Dark-skinned men with slicked back hair and gold hoop earrings
crowd the narrow lanes between the stalls at Souq al-Ahad. It takes a minute or
two to make it to the front of the falafel stand, but the crunchy goodness of
the fried dough, fresh vegetables and dressing is well worth the effort.
Christmas jumpers and 1980s souvenir t-shirts from Disneyland are on offer at
the second hand clothes stalls. The market extends further outside the main entrance
to the tarpaulins and frames; the part under the grubby Sin el-Fil underpass
has more than doubled in size since last year, and there are so many people, it’s
only possible to see a few feet ahead.
I arrived in Lebanon on my connecting flight from Istanbul to
the news that Prime Minister Najib Mikati and his government had resigned
in the wake of unresolved tensions over an agreement for an election law to be
put in place prior to proposed elections in June. Unable to reach any agreement
with the majority Hezbollah-led cabinet, Mikati resigned in a move ostensibly
designed to initiate new dialogue between the opposing political groups.

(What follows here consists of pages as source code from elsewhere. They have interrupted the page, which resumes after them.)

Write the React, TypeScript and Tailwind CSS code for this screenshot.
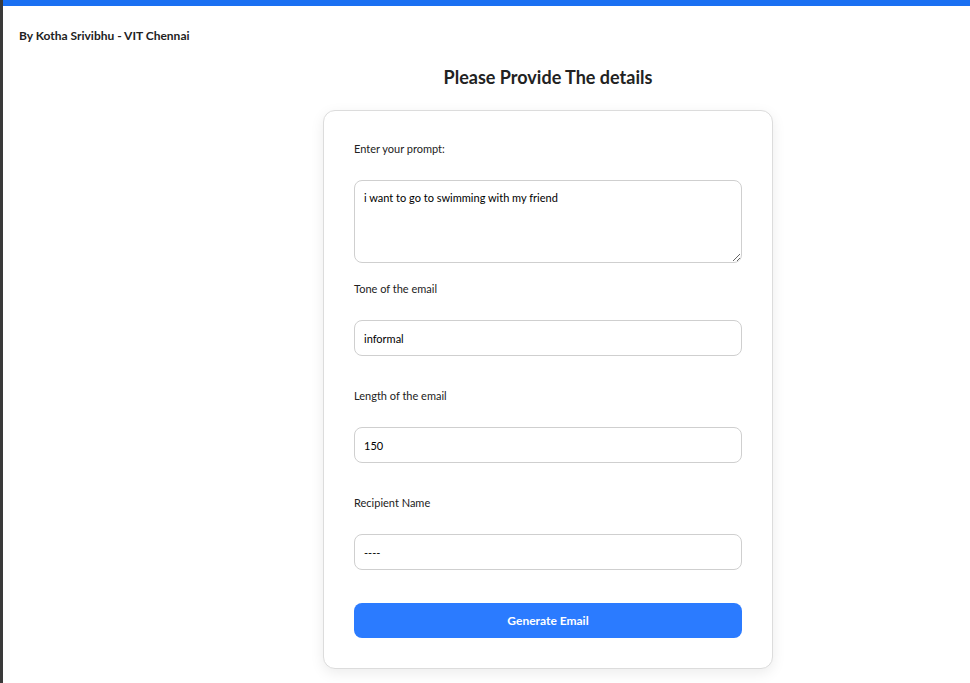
import React from 'react';

const labelCls = 'text-[11px] leading-4 text-[#222]';
const inputCls =
  'w-full h-9 rounded-lg border border-[#cfcfcf] bg-white px-[9px] text-[11px] text-black outline-none';

const App = () => {
  return (
    <div
      className="min-h-screen bg-white border-l-[3px] border-[#3a3a3a]"
      style={{ fontFamily: 'Lato, "Noto Sans", sans-serif' }}
    >
      <div className="h-[6px] bg-[#1a70f2]" />

      <div className="pl-4 pt-[22px] text-[12px] leading-4 font-bold text-[#222]">
        By Kotha Srivibhu - VIT Chennai
      </div>

      <div className="pl-[123px] flex flex-col items-center">
        <h1 className="mt-[21px] text-[18px] leading-6 font-bold text-[#222]">
          Please Provide The details
        </h1>

        <form
          className="mt-[21px] w-[450px] rounded-xl border border-[#dcdcdc] bg-white px-[30px] pt-[30px] pb-[30px] shadow-[0_4px_14px_rgba(0,0,0,0.08)] flex flex-col"
          onSubmit={(e) => e.preventDefault()}
        >
          <label className={labelCls}>Enter your prompt:</label>
          <textarea
            className="mt-[23px] w-full h-[83px] rounded-lg border border-[#cfcfcf] bg-white px-[9px] py-[9px] text-[11px] leading-4 text-black outline-none resize-y block"
            defaultValue="i want to go to swimming with my friend"
          />

          <label className={`${labelCls} mt-[18px]`}>Tone of the email</label>
          <input className={`${inputCls} mt-[23px]`} defaultValue="informal" />

          <label className={`${labelCls} mt-8`}>Length of the email</label>
          <input className={`${inputCls} mt-[23px]`} defaultValue="150" />

          <label className={`${labelCls} mt-8`}>Recipient Name</label>
          <input className={`${inputCls} mt-[23px]`} defaultValue="----" />

          <button
            type="submit"
            className="mt-[33px] h-[35px] w-full rounded-lg bg-[#2b7bff] text-[12px] font-bold text-white"
          >
            Generate Email
          </button>
        </form>
        <div className="h-4" />
      </div>
    </div>
  );
};

export default App;
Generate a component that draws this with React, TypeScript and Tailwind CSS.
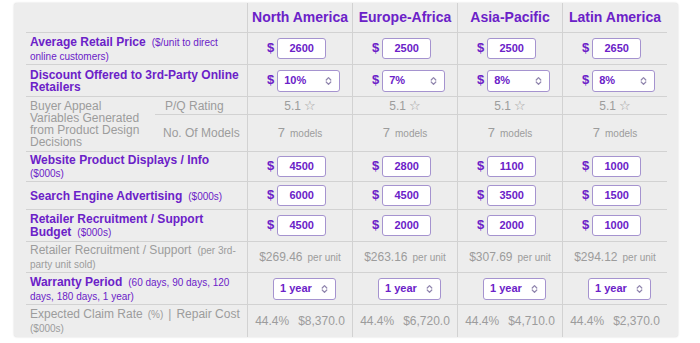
import React from "react";

const PURPLE = "text-[#6b21c8]";
const GRAY = "text-[#9c9c9c]";

type Col = {
  name: string;
  price: string;
  disc: string;
  web: string;
  search: string;
  budget: string;
  per: string;
  claim: string;
  cost: string;
};

const cols: Col[] = [
  { name: "North America", price: "2600", disc: "10%", web: "4500", search: "6000", budget: "4500", per: "$269.46", claim: "44.4%", cost: "$8,370.0" },
  { name: "Europe-Africa", price: "2500", disc: "7%", web: "2800", search: "4500", budget: "2000", per: "$263.16", claim: "44.4%", cost: "$6,720.0" },
  { name: "Asia-Pacific", price: "2500", disc: "8%", web: "1100", search: "3500", budget: "2000", per: "$307.69", claim: "44.4%", cost: "$4,710.0" },
  { name: "Latin America", price: "2650", disc: "8%", web: "1000", search: "1500", budget: "1000", per: "$294.12", claim: "44.4%", cost: "$2,370.0" },
];

function Chevrons() {
  return (
    <svg width="7" height="10" viewBox="0 0 7 10" fill="none">
      <path d="M1.2 4 L3.5 1.6 L5.8 4" stroke="#8f84ad" strokeWidth="1.2" strokeLinecap="round" strokeLinejoin="round" />
      <path d="M1.2 6 L3.5 8.4 L5.8 6" stroke="#8f84ad" strokeWidth="1.2" strokeLinecap="round" strokeLinejoin="round" />
    </svg>
  );
}

function Dollar() {
  return <span className={`text-[13px] font-bold leading-none mb-[2px] ${PURPLE}`}>$</span>;
}

function InputBox({ v }: { v: string }) {
  return (
    <div className={`w-[49px] h-[21px] border border-[#a593cf] rounded-[3px] bg-white flex items-center justify-center text-[11px] font-bold ${PURPLE}`}>
      {v}
    </div>
  );
}

function SelectBox({ v }: { v: string }) {
  return (
    <div className={`w-[63px] h-[22px] border border-[#a593cf] rounded-[3px] bg-white flex items-center justify-between pl-[6px] pr-[7px] text-[11px] font-bold ${PURPLE}`}>
      <span>{v}</span>
      <Chevrons />
    </div>
  );
}

const dataCell = "border-l border-b border-[#d2d2d2]";
const labelCell = "col-span-2 border-b border-[#d2d2d2] flex items-center pl-[4px] leading-[12px]";

function Small({ children, className = "" }: { children: React.ReactNode; className?: string }) {
  return <span className={`text-[10px] font-normal ${className}`}>{children}</span>;
}

export default function App() {
  return (
    <div className="w-[700px] h-[343px] bg-white pl-[14px] pt-[3px]" style={{ fontFamily: '"Liberation Sans", Arial, sans-serif' }}>
      <div className="w-[664px] h-[334px] bg-[#ededed] rounded-[3px] shadow-[0_0_2px_rgba(0,0,0,0.18)] pl-[12px] pr-[11px]">
        <div className="grid grid-cols-[129px_92px_105px_105px_105px_105px] grid-rows-[30px_32px_32px_18px_37px_30px_28px_32px_31px_32px_32px]">
          {/* header */}
          <div className="col-span-2 border-b border-[#d2d2d2]" />
          {cols.map((c) => (
            <div key={c.name} className={`${dataCell} flex items-center justify-center text-[14px] font-bold ${PURPLE}`}>
              {c.name}
            </div>
          ))}

          {/* average retail price */}
          <div className={`${labelCell} ${PURPLE}`}>
            <div>
              <span className="text-[12px] font-bold">Average Retail Price</span>
              <Small className="ml-[6px]">($/unit to direct</Small>
              <br />
              <Small>online customers)</Small>
            </div>
          </div>
          {cols.map((c) => (
            <div key={c.name} className={`${dataCell} flex items-center pl-[19px] gap-[3px]`}>
              <Dollar />
              <InputBox v={c.price} />
            </div>
          ))}

          {/* discount */}
          <div className={`${labelCell} ${PURPLE}`}>
            <div className="text-[12px] font-bold">
              Discount Offered to 3rd-Party Online
              <br />
              Retailers
            </div>
          </div>
          {cols.map((c) => (
            <div key={c.name} className={`${dataCell} flex items-center pl-[19px] gap-[3px]`}>
              <Dollar />
              <SelectBox v={c.disc} />
            </div>
          ))}

          {/* buyer appeal */}
          <div className={`row-span-2 border-b border-[#d2d2d2] flex items-center pl-[4px] text-[12px] leading-[12px] ${GRAY}`}>
            <div>
              Buyer Appeal
              <br />
              Variables Generated
              <br />
              from Product Design
              <br />
              Decisions
            </div>
          </div>
          <div className={`border-b border-[#d2d2d2] flex items-center pl-[10px] text-[12px] ${GRAY}`}>P/Q Rating</div>
          {cols.map((c) => (
            <div key={c.name} className={`${dataCell} flex items-center justify-center text-[12px] ${GRAY}`}>
              <span>5.1</span>
              <span className="ml-[3px] text-[13px] leading-none" style={{ fontFamily: '"DejaVu Sans", sans-serif' }}>☆</span>
            </div>
          ))}
          <div className={`border-b border-[#d2d2d2] flex items-center pl-[8px] text-[12px] ${GRAY}`}>No. Of Models</div>
          {cols.map((c) => (
            <div key={c.name} className={`${dataCell} flex items-center justify-center ${GRAY}`}>
              <span className="text-[13px]">7</span>
              <span className="text-[10px] ml-[5px]">models</span>
            </div>
          ))}

          {/* website */}
          <div className={`${labelCell} ${PURPLE}`}>
            <div>
              <span className="text-[12px] font-bold">Website Product Displays / Info</span>
              <br />
              <Small>($000s)</Small>
            </div>
          </div>
          {cols.map((c) => (
            <div key={c.name} className={`${dataCell} flex items-center pl-[19px] gap-[3px]`}>
              <Dollar />
              <InputBox v={c.web} />
            </div>
          ))}

          {/* search */}
          <div className={`${labelCell} ${PURPLE}`}>
            <div>
              <span className="text-[12px] font-bold">Search Engine Advertising</span>
              <Small className="ml-[6px]">($000s)</Small>
            </div>
          </div>
          {cols.map((c) => (
            <div key={c.name} className={`${dataCell} flex items-center pl-[19px] gap-[3px]`}>
              <Dollar />
              <InputBox v={c.search} />
            </div>
          ))}

          {/* retailer budget */}
          <div className={`${labelCell} ${PURPLE}`}>
            <div>
              <span className="text-[12px] font-bold">Retailer Recruitment / Support</span>
              <br />
              <span className="text-[12px] font-bold">Budget</span>
              <Small className="ml-[6px]">($000s)</Small>
            </div>
          </div>
          {cols.map((c) => (
            <div key={c.name} className={`${dataCell} flex items-center pl-[19px] gap-[3px]`}>
              <Dollar />
              <InputBox v={c.budget} />
            </div>
          ))}

          {/* retailer per unit */}
          <div className={`${labelCell} ${GRAY}`}>
            <div>
              <span className="text-[12px]">Retailer Recruitment / Support</span>
              <Small className="ml-[6px]">(per 3rd-</Small>
              <br />
              <Small>party unit sold)</Small>
            </div>
          </div>
          {cols.map((c) => (
            <div key={c.name} className={`${dataCell} flex items-center justify-center ${GRAY}`}>
              <span className="text-[12px]">{c.per}</span>
              <span className="text-[10px] ml-[5px]">per unit</span>
            </div>
          ))}

          {/* warranty */}
          <div className={`${labelCell} ${PURPLE}`}>
            <div>
              <span className="text-[12px] font-bold">Warranty Period</span>
              <Small className="ml-[6px]">(60 days, 90 days, 120</Small>
              <br />
              <Small>days, 180 days, 1 year)</Small>
            </div>
          </div>
          {cols.map((c) => (
            <div key={c.name} className={`${dataCell} flex items-center pl-[25px]`}>
              <SelectBox v="1 year" />
            </div>
          ))}

          {/* expected claim */}
          <div className={`col-span-2 flex items-center pl-[4px] leading-[12px] ${GRAY}`}>
            <div>
              <span className="text-[12px]">Expected Claim Rate</span>
              <Small className="ml-[5px]">(%)</Small>
              <span className="text-[12px] mx-[5px]">|</span>
              <span className="text-[12px]">Repair Cost</span>
              <br />
              <Small>($000s)</Small>
            </div>
          </div>
          {cols.map((c) => (
            <div key={c.name} className={`border-l border-[#d2d2d2] flex items-center justify-center text-[12px] ${GRAY}`}>
              <span>{c.claim}</span>
              <span className="ml-[9px]">{c.cost}</span>
            </div>
          ))}
        </div>
      </div>
    </div>
  );
}
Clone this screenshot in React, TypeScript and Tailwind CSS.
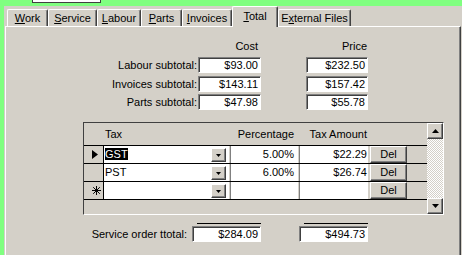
import React from "react";

/* ---------------- Win classic borders ---------------- */

const raised =
  "border border-t-white border-l-white border-r-[#404040] border-b-[#404040] shadow-[inset_-1px_-1px_0_#808080]";
const sunken =
  "border border-t-[#808080] border-l-[#808080] border-r-white border-b-white shadow-[inset_1px_1px_0_#404040]";

type TabDef = { pre: string; key: string; post: string; w: string; active?: boolean };

const tabs: TabDef[] = [
  { pre: "", key: "W", post: "ork", w: "w-[41px]" },
  { pre: "", key: "S", post: "ervice", w: "w-[49px]" },
  { pre: "", key: "L", post: "abour", w: "w-[44px]" },
  { pre: "", key: "P", post: "arts", w: "w-[41px]" },
  { pre: "", key: "I", post: "nvoices", w: "w-[50px]" },
  { pre: "", key: "T", post: "otal", w: "w-[46px]", active: true },
  { pre: "E", key: "x", post: "ternal Files", w: "w-[73px]" },
];

const subtotals = [
  { label: "Labour subtotal:", cost: "$93.00", price: "$232.50", mt: "mt-[4px]" },
  { label: "Invoices subtotal:", cost: "$143.11", price: "$157.42", mt: "mt-[3px]" },
  { label: "Parts subtotal:", cost: "$47.98", price: "$55.78", mt: "mt-[2px]" },
];

type TaxRow = { tax: string; pct: string; amt: string; marker: "current" | "none" | "new" };

const taxRows: TaxRow[] = [
  { tax: "GST", pct: "5.00%", amt: "$22.29", marker: "current" },
  { tax: "PST", pct: "6.00%", amt: "$26.74", marker: "none" },
  { tax: "", pct: "", amt: "", marker: "new" },
];

function Arrow({ dir }: { dir: "up" | "down" }) {
  return (
    <svg width="7" height="4" viewBox="0 0 7 4">
      {dir === "down" ? (
        <polygon points="0,0 7,0 3.5,4" fill="#000" />
      ) : (
        <polygon points="0,4 7,4 3.5,0" fill="#000" />
      )}
    </svg>
  );
}

function Marker({ kind }: { kind: TaxRow["marker"] }) {
  if (kind === "current")
    return (
      <svg width="6" height="9" viewBox="0 0 6 9">
        <polygon points="0,0 6,4.5 0,9" fill="#000" />
      </svg>
    );
  if (kind === "new")
    return (
      <svg width="9" height="9" viewBox="0 0 9 9" stroke="#000" strokeWidth="1">
        <line x1="4.5" y1="0" x2="4.5" y2="9" />
        <line x1="0" y1="4.5" x2="9" y2="4.5" />
        <line x1="1.2" y1="1.2" x2="7.8" y2="7.8" />
        <line x1="7.8" y1="1.2" x2="1.2" y2="7.8" />
      </svg>
    );
  return null;
}

export default function App() {
  return (
    <div className="w-[462px] h-[255px] overflow-hidden bg-[#80ff80] flex flex-col font-['Liberation_Sans',Arial,sans-serif] text-[11px] text-black">
      {/* top strip with a cut-off field */}
      <div className="h-[6px] flex">
        <div className="ml-[32px] w-[69px] h-[3px] bg-white border-x border-b border-[#404040]" />
      </div>

      <div className="flex-1 ml-[4px] bg-[#d4d0c8] flex flex-col">
        {/* TABS */}
        <div className="h-[20px] flex items-end pl-[3px]">
          {tabs.map((t) => (
            <div
              key={t.post}
              className={
                t.active
                  ? `${t.w} h-[21px] -mb-[1px] relative z-10 bg-[#d4d0c8] border-t border-l border-r border-t-white border-l-white border-r-[#404040] shadow-[inset_-1px_0_0_#808080] rounded-t-[2px] flex justify-center pt-[3px] leading-[13px]`
                  : `${t.w} h-[17px] border-t border-l border-r border-t-white border-l-white border-r-[#404040] shadow-[inset_-1px_0_0_#808080] rounded-t-[2px] flex justify-center items-center leading-[13px]`
              }
            >
              <span>
                {t.pre}
                <u>{t.key}</u>
                {t.post}
              </span>
            </div>
          ))}
        </div>

        {/* PANEL */}
        <div className="flex-1 ml-[1px] mr-[1px] border-t border-l border-r border-t-white border-l-white border-r-[#404040] shadow-[inset_-1px_0_0_#808080] flex flex-col">
          {/* column heads */}
          <div className="mt-[13px] h-[13px] flex leading-[13px]">
            <div className="w-[192px]" />
            <div className="w-[63px] text-right pr-[3px]">Cost</div>
            <div className="ml-[45px] w-[62px] text-right pr-[1px]">Price</div>
          </div>

          {/* subtotals */}
          {subtotals.map((s) => (
            <div key={s.label} className={`${s.mt} h-[16px] flex`}>
              <div className="w-[192px] text-right pr-[1px] leading-[16px]">{s.label}</div>
              <div className={`w-[63px] h-[16px] bg-white ${sunken} text-right pr-[2px] leading-[14px]`}>
                {s.cost}
              </div>
              <div className={`ml-[45px] w-[62px] h-[16px] bg-white ${sunken} text-right pr-[2px] leading-[14px]`}>
                {s.price}
              </div>
            </div>
          ))}

          {/* TAX GRID */}
          <div className="mt-[12px] ml-[77px] w-[361px] h-[93px] border border-t-[#404040] border-l-[#404040] border-r-white border-b-white flex">
            <div className="flex-1 flex flex-col">
              <div className="h-[23px] border-b border-black flex items-center leading-[13px]">
                <div className="w-[20px]" />
                <div className="w-[125px] pl-[1px]">Tax</div>
                <div className="w-[2px]" />
                <div className="w-[67px] text-right pr-[4px]">Percentage</div>
                <div className="w-[2px]" />
                <div className="w-[68px] text-right pr-[1px]">Tax Amount</div>
              </div>

              {taxRows.map((r, i) => (
                <div key={i} className="h-[18px] border-b border-black flex leading-[13px]">
                  <div className="w-[20px] border-r border-black flex items-center pl-[8px]">
                    <Marker kind={r.marker} />
                  </div>
                  <div className="w-[125px] bg-white flex items-center pl-[1px]">
                    <span className="flex-1">
                      {r.marker === "current" ? (
                        <span className="bg-black text-white">{r.tax}</span>
                      ) : (
                        r.tax
                      )}
                    </span>
                    <div className={`w-[15px] h-[14px] mr-[3px] bg-[#d4d0c8] ${raised} flex items-center justify-center pt-[2px]`}>
                      <svg width="5" height="3" viewBox="0 0 5 3">
                        <polygon points="0,0 5,0 2.5,3" fill="#000" />
                      </svg>
                    </div>
                  </div>
                  <div className="w-[2px] border-r border-[#808080]" />
                  <div className="w-[67px] bg-white flex items-center justify-end pr-[4px]">{r.pct}</div>
                  <div className="w-[2px] border-r border-[#808080]" />
                  <div className="w-[68px] bg-white flex items-center justify-end pr-[1px]">{r.amt}</div>
                  <div className="w-[2px]" />
                  <div className={`w-[37px] h-full ${raised} flex items-center justify-center`}>Del</div>
                  <div className="flex-1" />
                </div>
              ))}

              <div className="flex-1" />
            </div>

            {/* scrollbar */}
            <div className="w-[16px] flex flex-col">
              <div className={`h-[16px] bg-[#d4d0c8] ${raised} flex items-center justify-center`}>
                <Arrow dir="up" />
              </div>
              <div className="flex-1 bg-[repeating-conic-gradient(#ffffff_0_25%,#d4d0c8_0_50%)] bg-[length:2px_2px]" />
              <div className={`h-[16px] bg-[#d4d0c8] ${raised} flex items-center justify-center`}>
                <Arrow dir="down" />
              </div>
            </div>
          </div>

          {/* TOTALS */}
          <div className="mt-[8px] h-[1px] flex">
            <div className="w-[191px]" />
            <div className="w-[64px] bg-black" />
            <div className="ml-[43px] w-[64px] bg-black" />
          </div>
          <div className="mt-[2px] h-[16px] flex">
            <div className="w-[186px] text-right pr-[5px] leading-[16px]">Service order ttotal:</div>
            <div className={`w-[69px] h-[16px] bg-white ${sunken} text-right pr-[2px] leading-[14px]`}>$284.09</div>
            <div className={`ml-[38px] w-[69px] h-[16px] bg-white ${sunken} text-right pr-[2px] leading-[14px]`}>$494.73</div>
          </div>
        </div>
      </div>
    </div>
  );
}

However, with the government now officially designated an “acting” one, its
ability to keep the country stable, at a time when the catastrophic conflict
next door in Syria is being felt more markedly here by the day, has been noted
by several commentators as a significant cause for concern. The prospects of
the election actually taking place are now remote.
There is violence again in Tripoli between opponents and
supporters of Syrian president Bashar al-Assad. There are kidnappings in the
northern Bekaa Valley. Hezbollah is struggling desperately to retain its
authority in the wake of increasing evidence of its support for Assad’s
government, in violation of Lebanon’s official policy of “dissociation”, which
aims to allow the small state to remain neutral to the Syrian conflict in order
to preserve its own delicate stability. Meanwhile, refugees of the civil war on
the other side of the Anti-Lebanon Mountains continue to stream over the
border. Something attested to, perhaps, by the increased capacity and decreased
personal space of the Syrian-flavoured Souq al-Ahad.
New bars and restaurants are popping up along Rue d’Armenie,
the main road through Mar Mikhael, the middle class Christian district in which I lived during my exchange semester last year. In fashionable Gemmayzeh
and Hamra everything and everyone looks familiar enough to give the impression
that it’s been eight days, not eight months since I was last here. A cool
breeze blows along the dusky waterfront Corniche. I go back to my old apartment
and am reunited with a close friend. Fustu the cat doesn’t seem to remember me,
but that doesn’t make him any less charismatic.
Beirut. Not everything is the same. Nothing seems to have changed.